Maya spotted the bleeding wound, her face twisting into an expression of worry. “Uh-oh. You need a Band-Aid. I’ll go inside with you,” she offered, leading Spurthi toward a teacher for permission.

She was not okay.

I finally found the ability to move. I reached for Spurthi’s now snow-covered, black and purple glove covering my hand and yanked it off, giving it to its proper owner, as words suddenly formed in my mouth. “Here are your gloves.”

“You can keep them for now,” Spurthi dismissed absentmindedly, her mind focused on her injury. Then she and Maya headed toward the school doors.

I stood still, frozen in place once more as they left.

She was not okay.

Yet I hadn’t done anything to help her.

I’d just stood there, frozen like the snow, watching Maya help her. Watching Maya pull her up. Watching Maya guide her inside.

I just stood there, watching.

Maybe I had been feeling cold … but toward Spurthi, I was colder than the snow.

How come little things can have such disastrous consequences?

If I had remembered to bring my gloves, allowing Spurthi to wear hers, they would’ve protected her from the scrapes and blood now embroidering her hand.

I could feel the wetness of tears starting to form in my eyes, but I ignored it, turning to the sprinkles of snow falling instead.

She would’ve been okay.

But I hadn’t.
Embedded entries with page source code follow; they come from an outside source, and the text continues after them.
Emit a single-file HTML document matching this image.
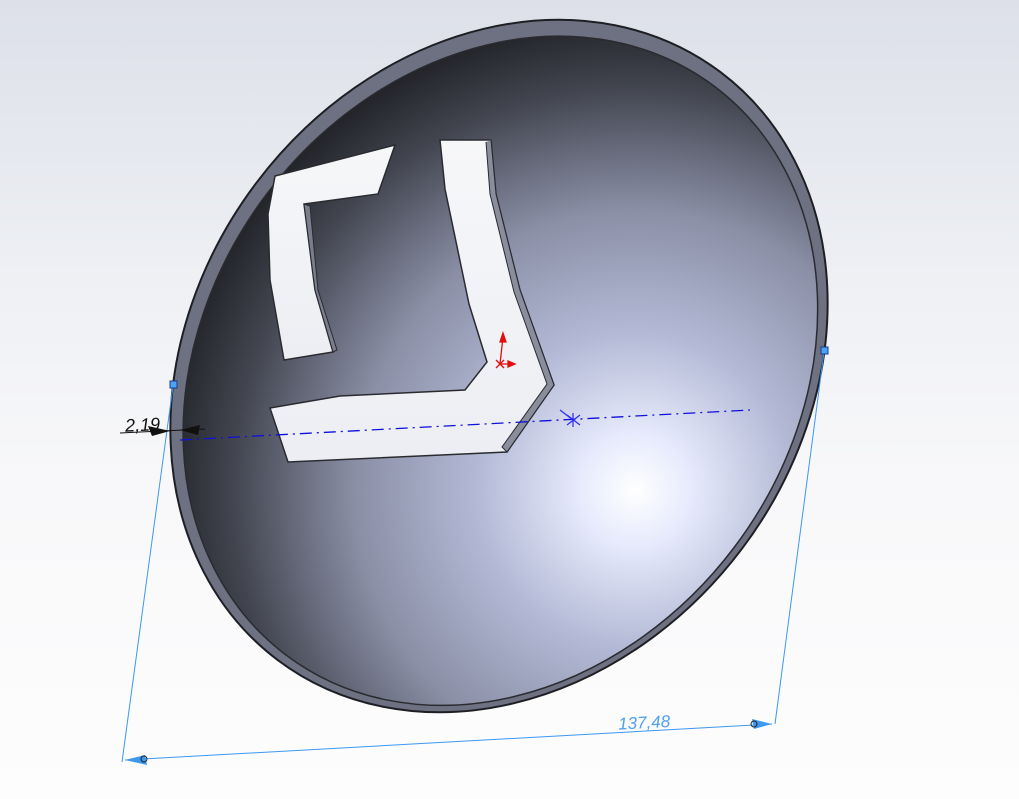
<!DOCTYPE html>
<html><head><meta charset="utf-8"><style>
html,body{margin:0;padding:0;width:1019px;height:799px;overflow:hidden;}
body{background:linear-gradient(#dde0e9 0%,#eef0f4 35%,#f8f8fa 60%,#fdfdfd 100%);}
svg{display:block}
</style></head><body>
<svg width="1019" height="799" viewBox="0 0 1019 799" xmlns="http://www.w3.org/2000/svg">
<defs>
<radialGradient id="dish" gradientUnits="userSpaceOnUse" cx="635" cy="490" r="560" gradientTransform="rotate(-37 499 366)">
<stop offset="0" stop-color="#ffffff"/>
<stop offset="0.1" stop-color="#e6eafc"/>
<stop offset="0.28" stop-color="#b4bad6"/>
<stop offset="0.5" stop-color="#8a8fa6"/>
<stop offset="0.72" stop-color="#42454f"/>
<stop offset="0.9" stop-color="#15161a"/>
</radialGradient>
<linearGradient id="cut" x1="0" y1="0" x2="0" y2="1">
<stop offset="0" stop-color="#f6f7f9"/><stop offset="1" stop-color="#eceef3"/>
</linearGradient>
</defs>
<g transform="rotate(37 499 366)">
<ellipse cx="499" cy="366" rx="304" ry="368" fill="#6e7181" stroke="#1e1f24" stroke-width="2"/>
<ellipse cx="503" cy="369" rx="293" ry="356" fill="url(#dish)" stroke="#2a2b30" stroke-width="1.5"/>
</g>
<polygon points="275,176 395,145 378,194 304,204 315,290 333,352 284,360 270,280 268,214" fill="url(#cut)" stroke="#2a2b30" stroke-width="1.5"/>
<polygon points="304,204 310,206 318,290 337,350 333,352 315,290" fill="#7a7d8c" stroke="#2a2b30" stroke-width="1"/>
<polygon points="440,140 491,140 496,194 520,290 554,385 507,452 288,462 270,408 340,396 465,390 487,362 469,304 445,189" fill="url(#cut)" stroke="#2a2b30" stroke-width="1.5"/>
<polyline points="491,140 496,194 520,290 554,385 507,452 502,447 547,384 514,292 490,194 486,142" fill="#8a8d9c" stroke="#2a2b30" stroke-width="1"/>
<line x1="180" y1="440" x2="750" y2="410" stroke="#1010d8" stroke-width="1.3" stroke-dasharray="12,5,2,5"/>
<g stroke="#2a2aee" stroke-width="1.2"><line x1="567" y1="415" x2="580" y2="425"/><line x1="567" y1="425" x2="580" y2="415"/><line x1="573" y1="413" x2="573" y2="427"/><line x1="573" y1="420" x2="560" y2="410"/></g>
<g stroke="#e01010" stroke-width="1.3" fill="#e01010"><line x1="500" y1="364" x2="503" y2="337"/><polygon points="503,333 500,342 506,342"/><line x1="500" y1="364" x2="512" y2="364"/><polygon points="515,364 508,361 508,367"/><line x1="496" y1="360" x2="504" y2="368"/><line x1="496" y1="368" x2="504" y2="360"/></g>
<g stroke="#3d98f0" stroke-width="1" fill="none">
<line x1="824" y1="352" x2="775" y2="724"/>
<line x1="173" y1="386" x2="122" y2="762"/>
<line x1="125" y1="760" x2="772" y2="724"/>
</g>
<rect x="821" y="347" width="7" height="7" fill="#4aa3f5" stroke="#1a3a8a"/>
<rect x="170" y="381" width="7" height="7" fill="#4aa3f5" stroke="#1a3a8a"/>
<polygon points="772,724 752,719 754,729" fill="#3d98f0"/>
<polygon points="125,760 145,755 147,765" fill="#3d98f0"/>
<circle cx="754" cy="724" r="3" fill="none" stroke="#222"/>
<circle cx="144" cy="759" r="3" fill="none" stroke="#222"/>
<text x="618" y="728" font-family="Liberation Sans, sans-serif" font-style="italic" font-size="17" fill="#4da0f0" transform="rotate(-3 650 720)">137,48</text>
<line x1="120" y1="433" x2="205" y2="429" stroke="#111" stroke-width="1"/>
<polygon points="170,431 148,426 152,436" fill="#111"/>
<polygon points="180,430 200,425 198,435" fill="#111"/>
<text x="125" y="431" font-family="Liberation Sans, sans-serif" font-style="italic" font-size="18" fill="#111" transform="rotate(-3 140 425)">2,19</text>
</svg>
</body></html>
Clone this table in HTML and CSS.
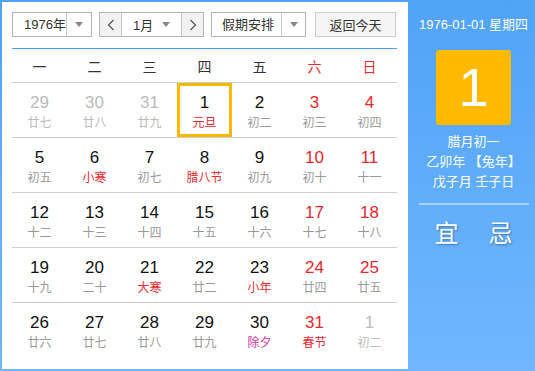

I’d forgotten to bring my gloves, something so small yet something that led to painful consequences. Spurthi was kind enough to let me wear her gloves, which led to her own injury. I took them and wore them, assuming she’d be okay. But she wasn’t. And instead of helping her out like a good friend, I’d just stood there. Watching. Frozen. Colder than the snow, no matter how beautiful it is. Even the most beautiful things can be so cruel, so cold.